Think of it not as a hierarchy, but as a map. You have simply traveled further into the interior of the territory. You can see the landmarks, the pitfalls, and the horizons that the other person has not yet reached. The loneliness is not because you are above them. It is because you are standing in a vista they cannot yet see, and you cannot describe the view to someone who is not there.
What Asymmetrical Maturity Actually Is
Asymmetrical maturity occurs when one person in a relationship has developed psychological capacities that the other has not yet integrated. This may include emotional regulation, reflective depth, accountability, tolerance for ambiguity, or the ability to hold complexity without collapsing into blame or avoidance.

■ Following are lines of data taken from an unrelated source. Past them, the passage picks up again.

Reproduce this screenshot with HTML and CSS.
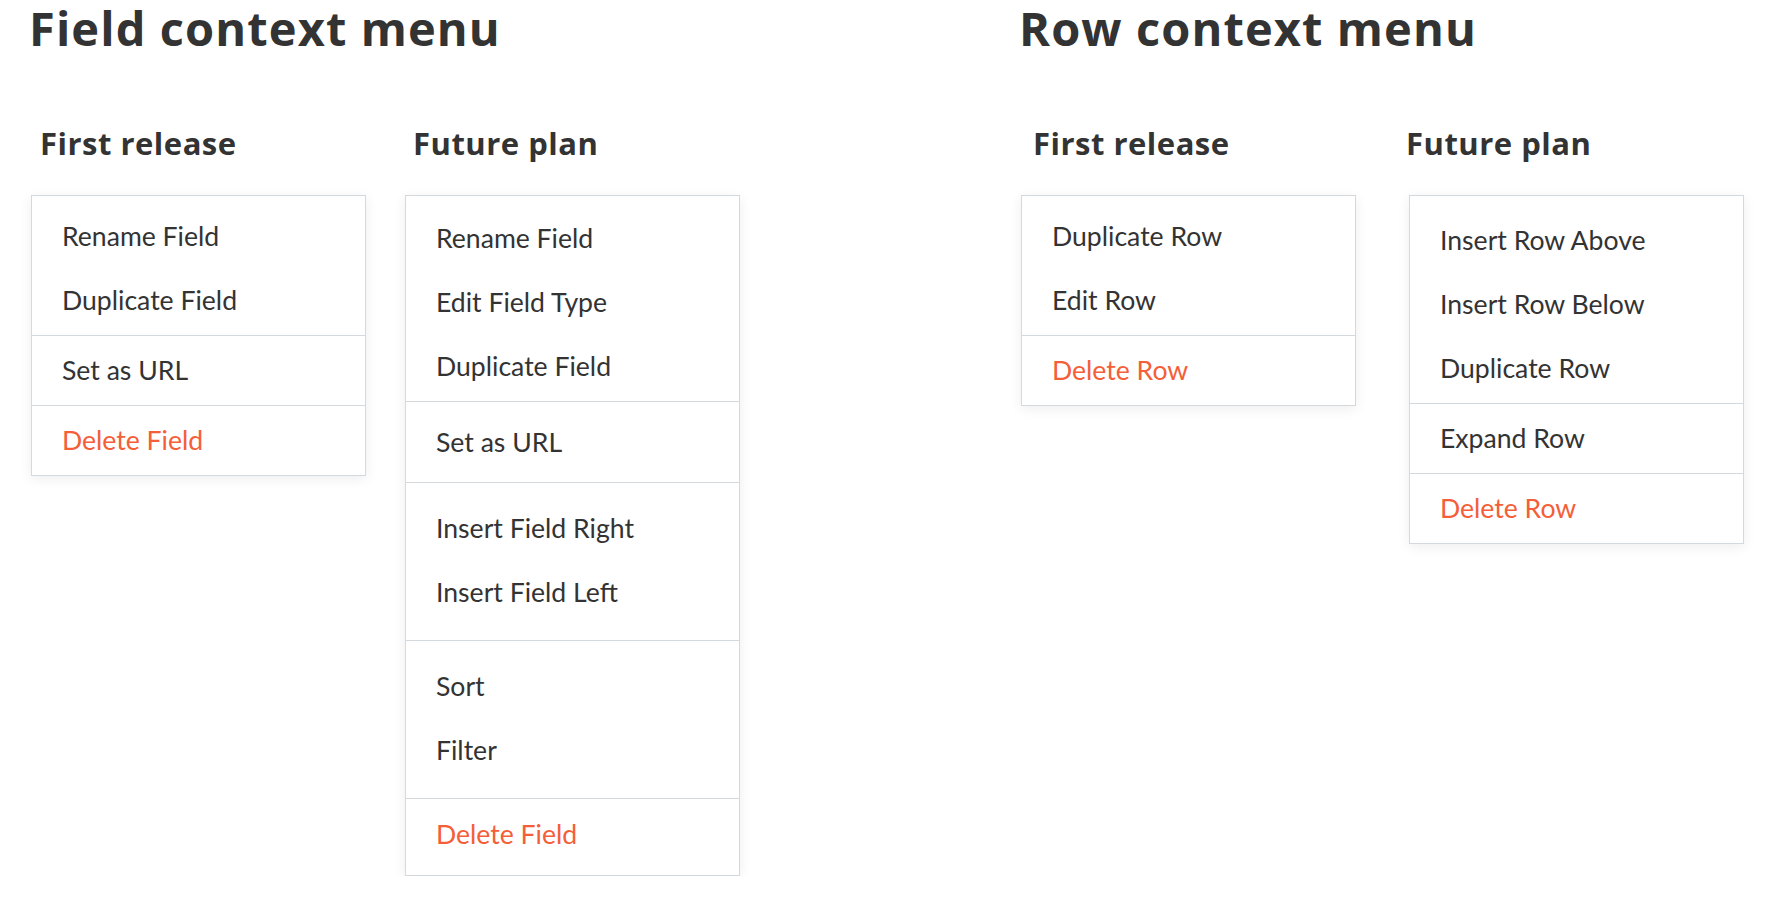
FILE: index.html
```html
<!DOCTYPE html>
<html lang="en">
<head>
<meta charset="utf-8">
<title>Context menus</title>
<link rel="stylesheet" href="styles.css">
</head>
<body>
<main class="page">
  <section class="group group--field">
    <h1 class="group-title">Field context menu</h1>
    <div class="columns columns--field">
      <div class="column">
        <h2 class="column-title">First release</h2>
        <div class="menu">
          <ul class="menu-section menu-section--lead">
            <li class="menu-item">Rename Field</li>
            <li class="menu-item">Duplicate Field</li>
          </ul>
          <ul class="menu-section">
            <li class="menu-item">Set as URL</li>
          </ul>
          <ul class="menu-section">
            <li class="menu-item menu-item--danger">Delete Field</li>
          </ul>
        </div>
      </div>
      <div class="column">
        <h2 class="column-title column-title--tight">Future plan</h2>
        <div class="menu">
          <ul class="menu-section menu-section--lead-lg">
            <li class="menu-item">Rename Field</li>
            <li class="menu-item">Edit Field Type</li>
            <li class="menu-item">Duplicate Field</li>
          </ul>
          <ul class="menu-section menu-section--airy">
            <li class="menu-item">Set as URL</li>
          </ul>
          <ul class="menu-section menu-section--wide">
            <li class="menu-item">Insert Field Right</li>
            <li class="menu-item">Insert Field Left</li>
          </ul>
          <ul class="menu-section menu-section--wide">
            <li class="menu-item">Sort</li>
            <li class="menu-item">Filter</li>
          </ul>
          <ul class="menu-section menu-section--tail">
            <li class="menu-item menu-item--danger">Delete Field</li>
          </ul>
        </div>
      </div>
    </div>
  </section>

  <section class="group group--row">
    <h1 class="group-title">Row context menu</h1>
    <div class="columns columns--row">
      <div class="column">
        <h2 class="column-title column-title--indent">First release</h2>
        <div class="menu">
          <ul class="menu-section menu-section--lead">
            <li class="menu-item">Duplicate Row</li>
            <li class="menu-item">Edit Row</li>
          </ul>
          <ul class="menu-section">
            <li class="menu-item menu-item--danger">Delete Row</li>
          </ul>
        </div>
      </div>
      <div class="column">
        <h2 class="column-title column-title--flush">Future plan</h2>
        <div class="menu">
          <ul class="menu-section menu-section--lead-xl">
            <li class="menu-item">Insert Row Above</li>
            <li class="menu-item">Insert Row Below</li>
            <li class="menu-item">Duplicate Row</li>
          </ul>
          <ul class="menu-section">
            <li class="menu-item">Expand Row</li>
          </ul>
          <ul class="menu-section">
            <li class="menu-item menu-item--danger">Delete Row</li>
          </ul>
        </div>
      </div>
    </div>
  </section>
</main>
</body>
</html>
```

FILE: styles.css
```css
* {
  box-sizing: border-box;
}

html,
body {
  margin: 0;
  padding: 0;
  background: #ffffff;
}

body {
  color: #333333;
  font-family: "Open Sans", "Liberation Sans", sans-serif;
}

.page {
  display: flex;
  align-items: flex-start;
  gap: 281px;
  padding-left: 31px;
}

.group {
  display: flex;
  flex-direction: column;
}

.group-title {
  margin: 5px 0 0 -2px;
  font-family: "Open Sans", "Liberation Sans", sans-serif;
  font-weight: 700;
  font-size: 47px;
  line-height: 47px;
  letter-spacing: 1.1px;
  color: #333333;
  white-space: nowrap;
}

.columns {
  display: flex;
  align-items: flex-start;
  margin-top: 76px;
}

.columns--field {
  gap: 39px;
}

.columns--row {
  gap: 53px;
}

.column {
  display: flex;
  flex-direction: column;
  width: 335px;
}

.column-title {
  margin: 0 0 36px;
  padding-left: 9px;
  font-family: "Open Sans", "Liberation Sans", sans-serif;
  font-weight: 700;
  font-size: 31px;
  line-height: 31px;
  letter-spacing: 0.5px;
  color: #333333;
  white-space: nowrap;
}

.column-title--tight {
  padding-left: 8px;
}

.column-title--indent {
  padding-left: 12px;
}

.column-title--flush {
  padding-left: 0;
  margin-left: -3px;
}

.menu {
  width: 335px;
  background: #ffffff;
  border: 1px solid #d3d9dd;
  box-shadow: 0 3px 12px rgba(0, 0, 0, 0.07);
}

.menu-section {
  list-style: none;
  margin: 0;
  padding: 2px 0 3px;
  border-top: 1px solid #d3d9dd;
}

.menu-section:first-child {
  border-top: 0;
}

.menu-section--lead {
  padding-top: 8px;
}

.menu-section--lead-lg {
  padding: 9.5px 0 3.5px;
}

.menu-section--lead-xl {
  padding: 12px 0 3px;
}

.menu-section--airy {
  padding: 7.5px 0 8.5px;
}

.menu-section--wide {
  padding: 13px 0 16px;
}

.menu-section--tail {
  padding: 2.5px 0 9.5px;
}

.menu-item {
  padding-left: 30px;
  font-family: Lato, "Open Sans", sans-serif;
  font-size: 26.6px;
  line-height: 64px;
  height: 64px;
  color: #333333;
  white-space: nowrap;
}

.menu-item--danger {
  color: #f45e38;
}
```
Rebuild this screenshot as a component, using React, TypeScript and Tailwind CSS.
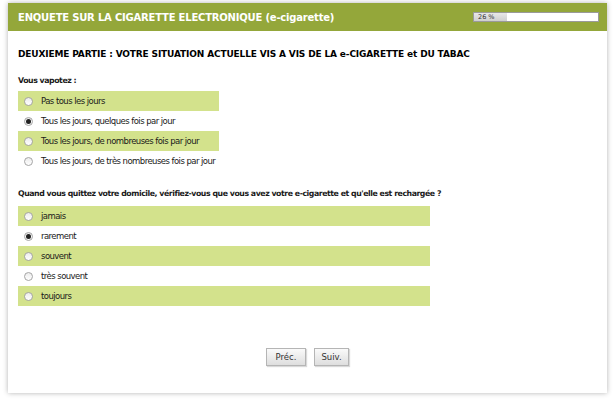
import React from "react";

const font = { fontFamily: '"DejaVu Sans", Verdana, sans-serif' };

function Radio({ checked }: { checked?: boolean }) {
  return (
    <span className="flex h-[9px] w-[9px] shrink-0 items-center justify-center rounded-full border border-[#a5a5a5] bg-gradient-to-b from-[#ececec] to-white">
      {checked && <span className="h-[5px] w-[5px] rounded-full bg-[#222]" />}
    </span>
  );
}

function Row({ label, green, checked, width }: { label: string; green: boolean; checked?: boolean; width: string }) {
  return (
    <div className={`flex h-[20px] items-center pl-[6px] ${width} ${green ? "bg-[#d3e28c]" : "bg-white"}`}>
      <Radio checked={checked} />
      <span className="ml-[8px] whitespace-nowrap text-[8.5px] tracking-[-0.55px] text-[#1a1a1a]">{label}</span>
    </div>
  );
}

export default function App() {
  const q1 = [
    "Pas tous les jours",
    "Tous les jours, quelques fois par jour",
    "Tous les jours, de nombreuses fois par jour",
    "Tous les jours, de très nombreuses fois par jour",
  ];
  const q2 = ["jamais", "rarement", "souvent", "très souvent", "toujours"];
  return (
    <div className="h-[400px] w-[614px] bg-white pl-[8px] pt-[3px]" style={font}>
      <div className="flex h-[390px] w-[599px] flex-col bg-white shadow-[0_0_5px_rgba(0,0,0,0.3)]">
        <div className="flex h-[28px] items-center justify-between bg-[#94a73a] pl-[10px] pr-[8px]">
          <span className="whitespace-nowrap text-[10px] font-bold tracking-[-0.2px] text-white">ENQUETE SUR LA CIGARETTE ELECTRONIQUE (e-cigarette)</span>
          <div className="relative h-[10px] w-[126px] border border-[#9a9a9a] bg-white">
            <div className="h-full w-[33px] bg-gradient-to-b from-[#e8e8e8] to-[#cfcfcf]" />
            <span className="absolute left-[4px] top-0 text-[6.5px] leading-[8px] text-[#333]">26 %</span>
          </div>
        </div>
        <div className="flex flex-col pl-[10px]">
          <div className="mt-[16px] h-[14px] whitespace-nowrap text-[9px] font-bold leading-[14px] tracking-[-0.15px] text-black">
            DEUXIEME PARTIE : VOTRE SITUATION ACTUELLE VIS A VIS DE LA e-CIGARETTE et DU TABAC
          </div>
          <div className="mt-[14px] h-[12px] whitespace-nowrap text-[7.8px] font-bold leading-[12px] tracking-[-0.45px] text-[#1a1a1a]">Vous vapotez :</div>
          <div className="mt-[4px] flex flex-col">
            {q1.map((l, i) => (
              <Row key={l} label={l} green={i % 2 === 0} checked={i === 1} width="w-[201px]" />
            ))}
          </div>
          <div className="mt-[17px] h-[12px] whitespace-nowrap text-[7.8px] font-bold leading-[12px] tracking-[-0.45px] text-[#1a1a1a]">
            Quand vous quittez votre domicile, vérifiez-vous que vous avez votre e-cigarette et qu'elle est rechargée ?
          </div>
          <div className="mt-[6px] flex flex-col">
            {q2.map((l, i) => (
              <Row key={l} label={l} green={i % 2 === 0} checked={i === 1} width="w-[412px]" />
            ))}
          </div>
        </div>
        <div className="mt-[42px] flex justify-center gap-[8px]">
          <button className="h-[18px] w-[40px] border border-[#b5b5b5] bg-gradient-to-b from-[#fafafa] to-[#dedede] text-[8.5px] text-[#333] shadow-[1px_1px_1px_rgba(0,0,0,0.15)]">Préc.</button>
          <button className="h-[18px] w-[35px] border border-[#b5b5b5] bg-gradient-to-b from-[#fafafa] to-[#dedede] text-[8.5px] text-[#333] shadow-[1px_1px_1px_rgba(0,0,0,0.15)]">Suiv.</button>
        </div>
      </div>
    </div>
  );
}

Importantly, this asymmetry is rarely global. The less mature person may excel professionally, socially, or intellectually. They may even appear more confident. The asymmetry reveals itself in specific moments: conflict, disappointment, uncertainty, or responsibility.
One person pauses, reflects, and owns their part. The other deflects, externalizes, or reacts. One can tolerate discomfort long enough to understand it. The other needs immediate resolution, validation, or escape.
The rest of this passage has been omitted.